I Was A Champion Then

Twelve Stories About Quiet Injustice, Small Rebellions and Restless Hope

by Alfred A. Meyer edited by Christopher Paul Meyer

Pub Date: June 25th, 2015
Publisher: CreateSpace

A late writer’s stories about life, childhood, and racism.

Back in the dinosaur days of publishing, before computers and the Internet, a fledgling writer getting a story published was akin to jumping into a pool of piranhas: he closed his eyes and took the plunge, hoping that his work would live on. So it was with Meyer, who during his lifetime was never quite able to crack the magician’s code of consistent publication. Now his son, Christopher, has gathered 12 of his father’s stories and self-published them. The stories vary in length from one to several pages. Some are written from a child’s perspective, such as “Memorial Day”; others, such as “A Cheap Substitute,” apparently contain autobiographical elements. Baseball is the subject of several pieces, as well. Running through many of the tales is a theme of racism and its insidious, casual presence in everyday life, as in “The Man Baseball Almost Left Behind,” which on the surface is a by-the-numbers interview with former ballplayer Enos “Country” Slaughter but is actually about Jackie Robinson breaking baseball’s color line. Another story dealing with racism and baseball is “Before the Asphalt Cooled,” which again uses Robinson as the story’s catalyst.
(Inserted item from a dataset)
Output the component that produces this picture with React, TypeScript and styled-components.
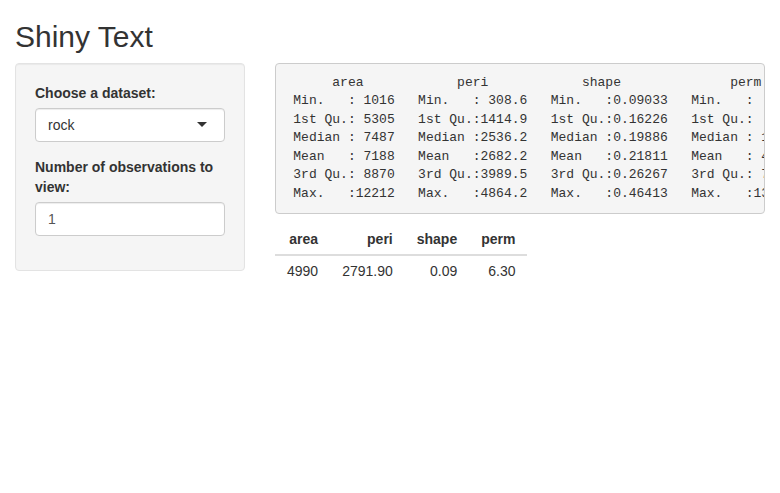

Meyer is a good, descriptive writer: “Aunt Maude’s powdered white cheek looked like pie dough.” Overall, there’s nothing wrong with any of these stories, as they’re all interesting, but perhaps the best way to describe them is workmanlike; they lack that certain something, that certain spark, that makes a story leap off the page and insist on publication. Today, the stories might move to the front of the pack, but when publishing was far more competitive, space was limited, and good stories were routinely bumped for great ones; these stories likely just failed to make the cut.

Tales that smolder but never quite ignite.